Monday, January 24, 2005

Bickering

Here’s an incomplete list of the things we bicker about: the fact that I rarely have any cash in my wallet; my habit of watching TV standing up; my repeated failure to re-supply paper towels, toilet paper, and paper napkins.

I’m guilty of the first two, no argument, but I reject the third accusation outright.

The money thing is a serious peeve of my wife’s, and I honestly can’t explain why I walk around most days with only a buck or two in my wallet. Day-to-day I don’t spend that much cash. I’m home to work, work back to home, and since I usually go home for lunch, I just don’t need cash.

Of course, when we find ourselves in line at a restaurant or the movies and my wife turns to me to ask if I have any cash, and I open my wallet and extract the single worn dollar that I’ve carried around for two weeks, she inevitably accuses me of being a loser, less than a man, and worse.

My father carried a money clip, paid cash for everything. Had my father left his house with less than a hundred dollars in his pocket he would have felt naked. He once advised me to never carry money in my wallet. Because he stored his wallet beneath the front seat of his car instead of carrying it in his hip pocket, he owned the same wallet for a couple of decades. When he died and my brother and I were sorting through his things, we found that his wallet contained his Army discharge card, a photograph of our mother, some scraps of paper on which phone numbers were scribbled, not much else. By that time, my father was living a hand-to-mouth existence; his money clip held more ones than tens and twenties.
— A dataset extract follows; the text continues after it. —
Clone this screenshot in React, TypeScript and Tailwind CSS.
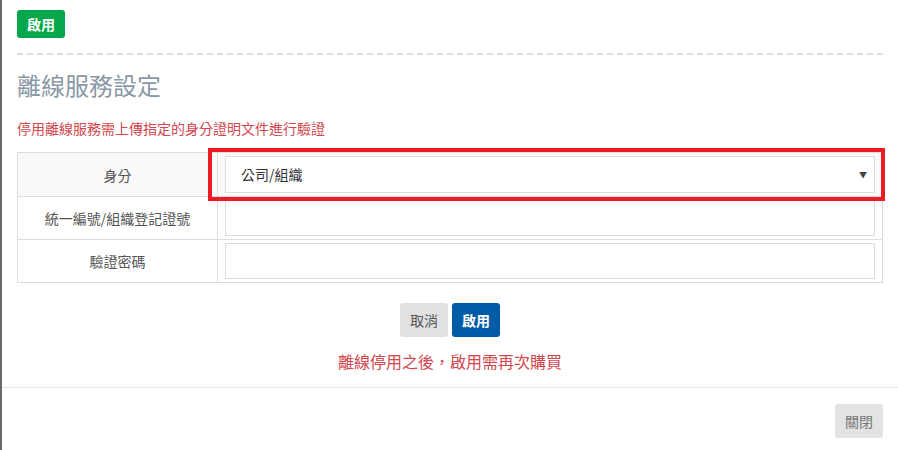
const FONT = { fontFamily: '"Noto Sans CJK TC", "Liberation Sans", sans-serif' };

const rows = [
  { label: "身分", kind: "select" },
  { label: "統一編號/組織登記證號", kind: "input" },
  { label: "驗證密碼", kind: "input" },
];

export default function App() {
  return (
    <div
      className="w-[898px] h-[450px] overflow-hidden bg-white border-l-2 border-[#6b6b6b] text-[14px] text-[#333]"
      style={FONT}
    >
      <div className="pl-[15px] pr-[15px] pt-[10px]">
        <button className="h-[28px] w-[48px] rounded-[3px] bg-[#04a84a] text-[14px] font-bold text-white leading-none">
          啟用
        </button>

        <div className="mt-[15px] border-t-2 border-dashed border-[#dcdcdc]" />

        <h2 className="mt-[17px] text-[24px] leading-[26px] text-[#8a99a6]">
          離線服務設定
        </h2>

        <p className="mt-[20px] text-[14px] leading-[20px] text-[#d2464d]">
          停用離線服務需上傳指定的身分證明文件進行驗證
        </p>

        <div className="relative mt-[14px]">
          <table className="w-full border-collapse">
            <tbody>
              {rows.map((row, i) => (
                <tr key={row.label} className={i === 0 ? "bg-[#f9f9f9]" : ""}>
                  <td className="w-[200px] border border-[#dddddd] text-center text-[#555] leading-[20px]">
                    {row.label}
                  </td>
                  <td className="border border-[#dddddd] px-[7px] py-[3px]">
                    {row.kind === "select" ? (
                      <div className="flex h-[37px] items-center justify-between border border-[#dddddd] bg-white pl-[15px] pr-[7px] text-[#333]">
                        <span>公司/組織</span>
                        <span className="text-[8px] text-[#444]">▼</span>
                      </div>
                    ) : (
                      <div className="h-[36px] border border-[#dddddd] bg-white" />
                    )}
                  </td>
                </tr>
              ))}
            </tbody>
          </table>
          <div className="pointer-events-none absolute left-[191px] top-[-4px] h-[53px] w-[677px] border-4 border-[#ed1c24]" />
        </div>

        <div className="mt-[20px] flex justify-center gap-[4px]">
          <button className="h-[34px] w-[48px] rounded-[3px] bg-[#e1e1e3] text-[14px] text-[#555]">
            取消
          </button>
          <button className="h-[34px] w-[48px] rounded-[3px] bg-[#025ba6] text-[14px] font-bold text-white">
            啟用
          </button>
        </div>

        <p className="mt-[13px] text-center text-[16px] leading-[22px] text-[#d2464d]">
          離線停用之後，啟用需再次購買
        </p>
      </div>

      <div className="mt-[15px] border-t border-[#e5e5e5] flex justify-end pr-[15px] pt-[16px]">
        <button className="h-[34px] w-[48px] rounded-[3px] bg-[#e3e3e3] text-[14px] text-[#777]">
          關閉
        </button>
      </div>
    </div>
  );
}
That was a different age, the age of smoky cocktail parties and late night pinochle games, the age before ATM machines and debit cards and the Internet. Whether it was a better age than ours I couldn’t say. From this distance it seems less complicated, but that doesn’t imply that it was better.

My wife is probably right when she claims that a man my age needs to carry cash in his wallet. I’m sure my father would agree with the cash part, not the wallet.